C: Inflation and deflation are synchronized with the patient’s cardiac cycle. Most common is the ECG using the R wave. Mainly balloon inflation is set automatically to start in the middle of the T wave and to deflate prior to the ending QRS complex. The arterial waveform can be used when tachyarrhythmias, cardiac pacemaker function, and poor ECG signals may cause difficulties in obtaining synchronization when the ECG mode is used.

Question 46

46). Inadvertent migration of the IAB may cause which of the following, except

A. Loss of renal perfusion
B. Loss of flow to subclavian artery
C. Loss of flow to the carotid vein
D. Loss of flow to the renal arteries

Answer 46

C: From the insertion site (usually the femoral artery), if the balloon is too distal to the aorta, occlusion of the brachiocephalic artery, left carotid artery, or left subclavian artery may occur. Balloon is positioned in the descending aorta, 2-4 cm below the level of the aortic arch, just distal to the left subclavian artery (radio-opaque distal tip of the balloon should be seen at the level of the second or third intercostal space on the chest x-ray). From the insertion site, if the balloon is too proximal (below the renal artery), the celiac, superior mesenteric, or renal arteries may be obstructed. Proximal end of the balloon should be positioned above the renal artery from the insertion site.

Question 47

47). When timing the IABP, inflation should initiate in synchronization with

A. ECG-P wave
B. Anacrotic notch of the A-line
C. Beginning systole
D.Dicrotic notch indicated on the A-line pressure wave

Answer 47

D: It is important that the inflation of the IAB occurs at the onset of ventricular diastole, noted on the dicrotic notch on the arterial waveform. Deflation of the balloon should occur at the end of diastole just prior to the onset of ventricular systole. Balloon synchronization starts usually at a beat ratio of 1:2. This ratio facilitates comparison between the patient’s own ventricular beats and augmented beats to determine ideal IABP timing.
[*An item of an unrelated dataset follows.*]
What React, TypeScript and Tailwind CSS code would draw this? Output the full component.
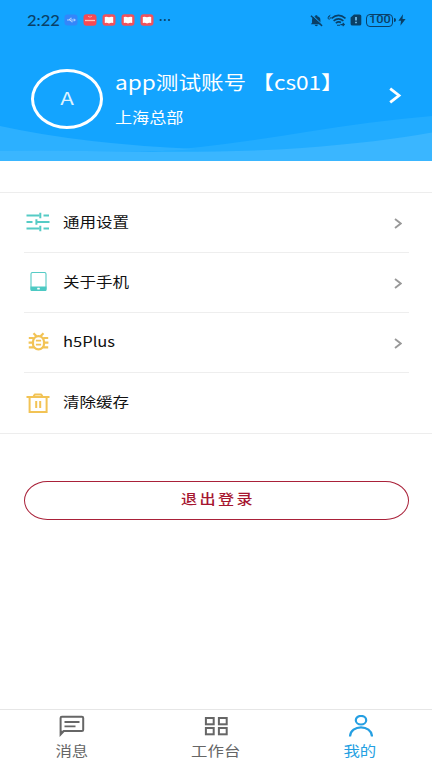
import type { ReactNode } from "react";
import clsx from "clsx";

type LabelProps = {
  children: ReactNode;
  className?: string;
};

// Wide lettering, each caller picks its own stretch
function Label({ children, className }: LabelProps) {
  return (
    <span className={clsx("inline-block whitespace-nowrap", className)}>
      {children}
    </span>
  );
}

function BookBadge() {
  return (
    <svg width="14" height="12" viewBox="0 0 14 12">
      <rect x="0.5" y="0.3" width="13" height="11.4" rx="3" fill="#f0525c" />
      <path d="M2.8 3Q5 2.2 7 3.2Q9 2.2 11.2 3V9Q9 8.4 7 9.4Q5 8.4 2.8 9Z" fill="#fff" />
    </svg>
  );
}

function StatusBar() {
  return (
    <div className="flex h-10 items-center justify-between pl-[27px] pr-[26px] text-[#0a4067]">
      <div className="flex items-center gap-[5px]">
        <span className="w-8 font-[Lato,sans-serif] text-[15px] font-medium leading-none">
          <Label className="origin-left scale-x-[1.1]">2:22</Label>
        </span>
        <svg width="14" height="12" viewBox="0 0 14 12">
          <rect x="0.5" y="0.5" width="13" height="11" rx="3" fill="#3486fa" />
          <path
            d="M3 6h7.5M5 6l1.5-1.8h1.2M6 6l1.5 1.8h1.2M9.8 4.8l1.6 1.2-1.6 1.2"
            fill="none"
            stroke="#d5e8ff"
            strokeWidth="0.8"
          />
        </svg>
        <svg width="14" height="12" viewBox="0 0 14 12">
          <rect x="0.5" y="0.3" width="13" height="11.4" rx="3" fill="#f54a54" />
          <path d="M5 2.2q2 2 4 0" fill="none" stroke="#ffb2ac" strokeWidth="0.8" />
          <path d="M2 6.5h10" stroke="#ffc5bd" strokeWidth="1.3" />
        </svg>
        <BookBadge />
        <BookBadge />
        <BookBadge />
        <svg width="12" height="4" viewBox="0 0 12 4" fill="currentColor">
          <circle cx="1.6" cy="2" r="1.1" />
          <circle cx="5.8" cy="2" r="1.1" />
          <circle cx="10" cy="2" r="1.1" />
        </svg>
      </div>
      <div className="flex items-center gap-1">
        <svg width="13" height="13" viewBox="0 0 14 13">
          <path d="M2.2 9V6Q2.2 2.4 5.8 1.9V.8h2v1.1Q11.2 2.5 11.2 6v3l1.3 1.5H.9Z" fill="currentColor" />
          <path d="M5 11.2h3.6q-.3 1.5-1.8 1.5T5 11.2Z" fill="currentColor" />
          <path d="M2 .4l11.5 11" stroke="#13a4ff" strokeWidth="1.2" />
          <path d="M1 1.3l12 11" stroke="currentColor" strokeWidth="1.5" />
        </svg>
        <svg width="19" height="13" viewBox="0 0 19 13" fill="none" stroke="currentColor">
          <path d="M3.4 1.2Q1 2 1 4a1.2 1.2 0 1 0 .4-1" strokeWidth="0.9" />
          <path d="M4.5 4.3q7-5.8 14 0" strokeWidth="1.6" />
          <path d="M6.6 6.8q4.9-4 9.8 0" strokeWidth="1.6" />
          <path d="M8.8 9.1q2.7-2.2 5.2-.6" strokeWidth="1.6" />
          <path d="M10 11.3h3M13.4 10.6h3.8M15.7 9l1.6 1.6-1.6 1.6" strokeWidth="1.1" />
        </svg>
        <svg width="12" height="12" viewBox="0 0 12 12">
          <path d="M4 .4h5.5q1.800 0 1.800 1.700v7.800q0 1.700-1.800 1.700h-7Q.6 11.600.6 9.900V3.400Z" fill="currentColor" />
          <path d="M6 3v3.600M6 7.800v1.500" stroke="#79c9f8" strokeWidth="1.600" />
        </svg>
        <div className="flex items-center">
          <span className="flex h-[13px] w-[27px] items-center justify-center rounded-[4px] border border-current font-[Roboto,sans-serif] text-[10.5px] font-medium leading-none">
            <Label className="mt-px scale-x-[1.22]">100</Label>
          </span>
          <span className="ml-px h-1 w-[2px] rounded-r bg-current" />
        </div>
        <svg className="-ml-[2px]" width="8" height="12" viewBox="0 0 8 12">
          <path d="M5 .3L.4 6.7h2.6L2.4 11.700 7.600 5H4.500Z" fill="currentColor" />
        </svg>
      </div>
    </div>
  );
}

function Waves() {
  return (
    <svg className="absolute inset-0" width="432" height="161" viewBox="0 0 432 161">
      <path d="M150 152Q222 146 306 132Q374 121 432 116V161H150Z" fill="#22acff" />
      <path d="M0 126Q82 144 196 149Q170 151 140 151.5H0Z" fill="#2cb0ff" />
      <path d="M0 151Q60 150.5 130 151.5Q230 153 302 148Q380 142 432 132.5V161H0Z" fill="#3ab6ff" />
    </svg>
  );
}

function Header() {
  return (
    <header className="relative h-[160.5px] overflow-hidden bg-[#13a4ff]">
      <Waves />
      <div className="relative">
        <StatusBar />
        <div className="flex pl-[31px] pt-[29px] text-white">
          <div className="flex h-[60px] w-[72px] items-center justify-center rounded-[50%] border-[3px] border-white text-[17px] text-[#dcf2ff]">
            <Label className="-mt-[2px] scale-x-[1.32]">A</Label>
          </div>
          <div className="ml-[12px] flex w-[257px] flex-col items-start">
            <Label className="origin-left scale-x-[1.19] text-[19px] leading-[26px]">app测试账号 【cs01】</Label>
            <Label className="mt-[12px] origin-left scale-x-[1.18] text-[14.5px] leading-[20px]">上海总部</Label>
          </div>
          <svg className="mt-[17.5px] ml-[16px]" width="14" height="17" viewBox="0 0 14 17">
            <path d="M2.2 1.7l8.8 6.8-8.8 6.8" fill="none" stroke="currentColor" strokeWidth="2.8" />
          </svg>
        </div>
      </div>
    </header>
  );
}

function SettingsIcon() {
  return (
    <svg width="24" height="20" viewBox="0 0 24 20" fill="none" stroke="#55cbc5" strokeWidth="2">
      <path d="M.5 3.5h13M17.5 3.5h5.5M.5 10h6M10 10h13.5M.5 16.5h13M17.5 16.5h5.5" />
      <path d="M14.3.8v5.4M10.400 7.300v5.400M14.300 13.800v5.400" />
    </svg>
  );
}

function PhoneIcon() {
  return (
    <svg width="24" height="20" viewBox="0 0 24 20">
      <rect x="5" y=".5" width="15" height="18" rx="1.5" fill="none" stroke="#55cbc5" strokeWidth="1.1" />
      <path d="M4.5 14.500h16v3.500q0 1-1.200 1H5.700q-1.200 0-1.200-1Z" fill="#4cc9c3" />
      <rect x="11.200" y="15.800" width="2.600" height="1.800" rx=".5" fill="#fff" />
    </svg>
  );
}

function BugIcon() {
  return (
    <svg width="24" height="20" viewBox="0 0 24 20" fill="none" stroke="#f2c355" strokeWidth="2.2">
      <rect x="7" y="4.200" width="11" height="13.200" rx="5.500" />
      <path d="M7.500 1.300l3 3M17.500 1.300l-3 3M2.800 6h5M17.200 6h5M2.600 10.700h4.400M18 10.700h4.400M2.800 15.300h5M17.200 15.300h5" />
      <path d="M9.900 8.700h5.200M9.900 12.700h5.200" strokeWidth="1.800" />
    </svg>
  );
}

function TrashIcon() {
  return (
    <svg width="24" height="22" viewBox="0 0 24 22" fill="none" stroke="#f2c355" strokeWidth="2">
      <path d="M.5 5h23M3.600 5v15h17V5" />
      <path d="M7.500 4.200L9 2.500h6L16.500 4.200" />
      <path d="M10.200 9v7M14.200 9v7" />
    </svg>
  );
}

const items = [
  { label: "通用设置", icon: <SettingsIcon />, arrow: true },
  { label: "关于手机", icon: <PhoneIcon />, arrow: true },
  { label: "h5Plus", icon: <BugIcon />, arrow: true },
  { label: "清除缓存", icon: <TrashIcon />, arrow: false },
];

function MenuList() {
  return (
    <ul className="mt-[31.5px] h-[242px] border-y border-[#ededed] pl-6 pr-[23px]">
      {items.map((item, index) => (
        <li
          key={item.label}
          className={clsx(
            "flex h-[60px] items-center pb-px pl-[2px] pr-[7.5px]",
            index < items.length - 1 && "border-b border-[#eeeeee]"
          )}
        >
          {item.icon}
          <Label className="ml-[12.5px] -mt-[3px] origin-left scale-x-[1.18] text-[14px] leading-5 text-[#111]">
            {item.label}
          </Label>
          {item.arrow && (
            <svg className="mt-[3px] ml-auto" width="8" height="11" viewBox="0 0 8 11">
              <path d="M1 1l5.8 4.5L1 10" fill="none" stroke="#999" strokeWidth="1.9" />
            </svg>
          )}
        </li>
      ))}
    </ul>
  );
}

const tabs = [
  {
    label: "消息",
    active: false,
    icon: (
      <svg width="26" height="22" viewBox="0 0 26 22" fill="none" stroke="currentColor" strokeWidth="2">
        <path d="M1.6 19.5V3q0-1.3 1.3-1.3h20q1.3 0 1.3 1.3v11.8q0 1.3-1.3 1.3H4.8Z" />
        <path d="M1 15.5v5l4-4.4Z" fill="currentColor" stroke="none" />
        <path d="M5.5 7h15M5.5 11.300h11" strokeWidth="1.800" />
      </svg>
    ),
  },
  {
    label: "工作台",
    active: false,
    icon: (
      <svg width="26" height="22" viewBox="0 0 26 22" fill="none" stroke="currentColor" strokeWidth="2">
        <rect x="2.900" y="3" width="7.800" height="6.300" />
        <rect x="15.900" y="3" width="7.800" height="6.300" />
        <rect x="2.900" y="13" width="7.800" height="6.300" />
        <rect x="15.900" y="13" width="7.800" height="6.300" />
      </svg>
    ),
  },
  {
    label: "我的",
    active: true,
    icon: (
      <svg width="26" height="22" viewBox="0 0 26 22" fill="none" stroke="currentColor" strokeWidth="2.200">
        <ellipse cx="14" cy="5.200" rx="5.200" ry="4.300" />
        <path d="M3 21.500C3.500 9.300 24.500 9.300 25 21.500" />
      </svg>
    ),
  },
];

function TabBar() {
  return (
    <nav className="mt-auto flex h-[59px] border-t border-[#e6e6e6]">
      {tabs.map((tab) => (
        <button
          key={tab.label}
          className={clsx(
            "flex flex-1 flex-col items-center pt-[5px]",
            tab.active ? "text-[#259fe2]" : "text-[#666]"
          )}
        >
          {tab.icon}
          <Label className="mt-[3px] scale-x-[1.19] text-[13.8px] leading-5">{tab.label}</Label>
        </button>
      ))}
    </nav>
  );
}

export default function App() {
  return (
    <div className="flex h-[768px] w-[432px] flex-col overflow-hidden bg-white font-['Noto_Sans_CJK_SC',sans-serif]">
      <Header />
      <MenuList />
      <button className="mx-6 mr-[23px] mt-[47px] flex h-[39px] items-center justify-center rounded-[24px/20px] border border-[#a92139] text-[#a61630]">
        <Label className="-mt-[4px] ml-[2px] scale-x-[1.19] text-[13.5px] font-medium tracking-[2px]">退出登录</Label>
      </button>
      <TabBar />
    </div>
  );
}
                                       IABP 

Balloon inflation => Balloon deflation

Inflates at the onset of ventricular diastole => Deflates just prior to the onset of ventricular systole

Increases diastolic pressure => Increases perfusion to the coronary circulation => Increases systemic perfusion

Question 48

48). Describe late deflation on a IABP timing strip.

Answer 48

B: Late deflation. If ADIA (assisted diastole > DIA (unassisted diastole) = Late Deflation ADIA < DIA = Normal timing

Question 49

49). Which of the following is the most potentially harmful timing error?

A. Early deflation
B. Early inflation
C. Late deflation
D. None of the above is potentially harmful

Answer 49

C: Late deflation. Timing errors can cause decrease in arterial pressures, decrease in cardiac output, decrease in ejection fraction, increase in heart rate, increase in pulmonary artery diastolic pressures, and increase in capillary wedge pressures.

• Left Ventricular Assisted Device (LVAD) Criteria:
  
  • Patient must be a heart transplant candidate
  • Patient must demonstrate reversible end-stage organ disease
• Body surface area must be large enough to contain the device
• Meets the New York Heart Association Class IV hear failure criteria
• Patient has hemodynamic deterioration criteria:
• CI < 2.0
• Either a MAP < 65 mmHg or PAWP/PAD > 18 mmHg, or
• Life-threatening arrhythmias non-responsive to medical treatment, or
• Patient needs support of two positive inotropes, or
• Patient has an IABP placed
• Demonstrates the ability to manage the device or has a support person at all times

Question 50

50). During transport you experience a complete IABP failure. You should

A. Withdraw the IABP to 10 cm
B.Cycle the balloon manually timing with EKG visually
C.Cycle the balloon manually timing with the A-line visually
D.Cycle the balloon manually every thirty minutes regardless of timing

Answer 50

D: Cycle the balloon manually every thirty minutes regarding of timing when managing IABP failure.